EK: In terms of youth specific projects, I’m developing workshops and other resources to empower young people and allow them to lead and direct the change to the justice system that they want to see. We’re also doing some direct legal services work with youth and young adult returning citizens and those with legal challenges in the community. We’re handling everything from low level misdemeanors and expungements, to child custody and support cases. If it’s a barrier to a young person thriving, we’ll try to tackle it or figure out other service providers that can.
CR: As someone who left and came back--what is your ideal vision for what you want Detroit to look like in 15 years?
EK: What would Detroit look like or what would the justice system in Detroit look like?
EK: I’ll start with the justice system and then go broader to the city. First, it’s absolutely ridiculous that we are still automatically charging all 17-year-olds as adults for all offenses. We recently did a survey that found most teenage participants had no idea that at 17 they would automatically be held in an adult jail for doing anything illegal, even something minor. It doesn’t have to be this way. Michigan is one of only four states that adheres to this archaic and ineffective practice, and I am inspired by our local partner organizations that are working to change our laws in this area. I would also like to see the justice system stop locking people up for things that are really just manifestations of their trauma and their poverty—survival crimes— especially when another party was not endangered. Additionally, I want us to stop criminalizing normal adolescent behavior, and stop referring petty school fights to the court system.
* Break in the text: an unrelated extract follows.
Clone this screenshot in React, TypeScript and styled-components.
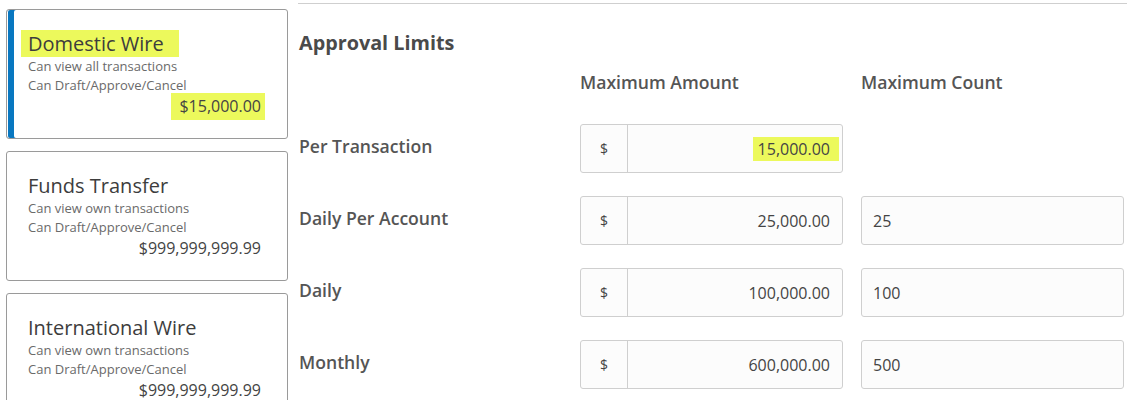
import React from 'react';
import styled, { createGlobalStyle } from 'styled-components';

const GlobalStyle = createGlobalStyle`
  body {
    margin: 0;
    background: #fff;
    font-family: 'Open Sans', 'Noto Sans', sans-serif;
    color: #444;
  }
  * {
    box-sizing: border-box;
  }
`;

// data
const entitlements = [
  { title: 'Domestic Wire', view: 'Can view all transactions', perms: 'Can Draft/Approve/Cancel', amount: '$15,000.00', active: true },
  { title: 'Funds Transfer', view: 'Can view own transactions', perms: 'Can Draft/Approve/Cancel', amount: '$999,999,999.99', active: false },
  { title: 'International Wire', view: 'Can view own transactions', perms: 'Can Draft/Approve/Cancel', amount: '$999,999,999.99', active: false }
];

const limits = [
  { label: 'Per Transaction', amount: '15,000.00', count: null, mark: true },
  { label: 'Daily Per Account', amount: '25,000.00', count: '25', mark: false },
  { label: 'Daily', amount: '100,000.00', count: '100', mark: false },
  { label: 'Monthly', amount: '600,000.00', count: '500', mark: false }
];

const HIGHLIGHT = '#ecf95c';

const Page = styled.div`
  display: flex;
  align-items: flex-start;
  width: 1140px;
  height: 400px;
  overflow: hidden;
`;

const Sidebar = styled.div`
  display: flex;
  flex-direction: column;
  gap: 12px;
  width: 288px;
  padding: 9px 0 0 6px;
  flex-shrink: 0;
`;

const Card = styled.div<{ $active: boolean }>`
  height: 130px;
  flex-shrink: 0;
  border: 1px solid #9a9a9a;
  border-radius: 3px;
  padding: 20px 22px 0 14px;
  background: #fff;
  box-shadow: ${({ $active }) => ($active ? 'inset 1px 0 0 #fff, inset 7px 0 0 #0877c0' : 'none')};
`;

const CardTitle = styled.div`
  font-size: 20px;
  line-height: 27px;
  color: #3d3d3d;
`;

const Mark = styled.span<{ $on: boolean }>`
  background: ${({ $on }) => ($on ? HIGHLIGHT : 'transparent')};
`;

const TitleMark = styled(Mark)`
  display: inline-block;
  padding: 0 15px 0 7px;
`;

const CardLine = styled.div`
  font-size: 13px;
  line-height: 19px;
  color: #6a6a6a;
  padding-left: 7px;
`;

const CardAmount = styled.div`
  text-align: right;
  font-size: 16px;
  line-height: 27px;
  margin-top: -2px;
  color: #444;
`;

const AmountMark = styled(Mark)`
  display: inline-block;
  padding: 0 4px 0 8px;
`;

const Panel = styled.div`
  margin: 3px 0 0 10px;
  width: 829px;
  border-top: 1px solid #cfcfcf;
  padding-top: 25px;
`;

const PanelTitle = styled.h2`
  margin: 0 0 0 1px;
  font-size: 19.8px;
  line-height: 27px;
  font-weight: 700;
  color: #4a4a4a;
`;

const Grid = styled.div`
  display: grid;
  grid-template-columns: 263px 263px 263px;
  column-gap: 18px;
  row-gap: 23px;
  margin-top: 14px;
  padding-left: 1px;
`;

const ColHead = styled.div`
  font-size: 17.6px;
  line-height: 24px;
  font-weight: 600;
  color: #555;
  margin-bottom: 7px;
`;

const RowLabel = styled.div`
  display: flex;
  align-items: center;
  padding-bottom: 6px;
  font-size: 17.6px;
  font-weight: 600;
  color: #555;
  white-space: nowrap;
`;

const InputGroup = styled.div`
  display: flex;
  height: 49px;
  border: 1px solid #cfcfcf;
  border-radius: 3px;
  background: #fcfcfc;
`;

const Addon = styled.div`
  width: 47px;
  display: flex;
  align-items: center;
  justify-content: center;
  border-right: 1px solid #cfcfcf;
  font-size: 14px;
  color: #444;
`;

const Field = styled.div<{ $right?: boolean }>`
  flex: 1;
  display: flex;
  align-items: center;
  justify-content: ${({ $right }) => ($right ? 'flex-end' : 'flex-start')};
  padding: ${({ $right }) => ($right ? '0 3px 0 0' : '0 0 0 11px')};
  font-size: 16px;
  color: #444;
`;

const FieldMark = styled(Mark)`
  line-height: 24px;
  padding: 0 9px 0 5px;
`;

const Empty = styled.div``;

export default function App() {
  return (
    <>
      <GlobalStyle />
      <Page>
        <Sidebar>
          {entitlements.map((e) => (
            <Card key={e.title} $active={e.active}>
              <CardTitle>
                <TitleMark $on={e.active}>{e.title}</TitleMark>
              </CardTitle>
              <CardLine>{e.view}</CardLine>
              <CardLine>{e.perms}</CardLine>
              <CardAmount>
                <AmountMark $on={e.active}>{e.amount}</AmountMark>
              </CardAmount>
            </Card>
          ))}
        </Sidebar>

        <Panel>
          <PanelTitle>Approval Limits</PanelTitle>
          <Grid>
            <Empty />
            <ColHead>Maximum Amount</ColHead>
            <ColHead>Maximum Count</ColHead>
            {limits.map((l) => (
              <React.Fragment key={l.label}>
                <RowLabel>{l.label}</RowLabel>
                <InputGroup>
                  <Addon>$</Addon>
                  <Field $right>
                    <FieldMark $on={l.mark}>{l.amount}</FieldMark>
                  </Field>
                </InputGroup>
                {l.count ? (
                  <InputGroup>
                    <Field>{l.count}</Field>
                  </InputGroup>
                ) : (
                  <Empty />
                )}
              </React.Fragment>
            ))}
          </Grid>
        </Panel>
      </Page>
    </>
  );
}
In terms of Detroit, I really would like to see a city that is more inclusive of the residents that never left. Too often, the presumption is that the people who live here do so because they can’t escape Detroit, and that people that are coming back are somehow saviors. When I decided that I was coming home, I had so many well-meaning mentors look me in my face and ask why I would ever come back here. I just don’t understand why we’re encouraging our young people, who have the talent, skills, resources and innovative ideas, to leave. I would like for Detroit to be a place that people aren’t just proud to rep on a t-shirt, but that people who are in the city can feel proud of, happy about, and can afford. I would like a Detroit that is equitable and truly fair for its residents, where people feel like they can actually thrive and do well here.
CR: What do you like to do for fun?
EK: I like dancing around listening to Beyonce and playing the piano. I love live music, going to concerts and discovering new, underground artists on YouTube before they blow up and go mainstream.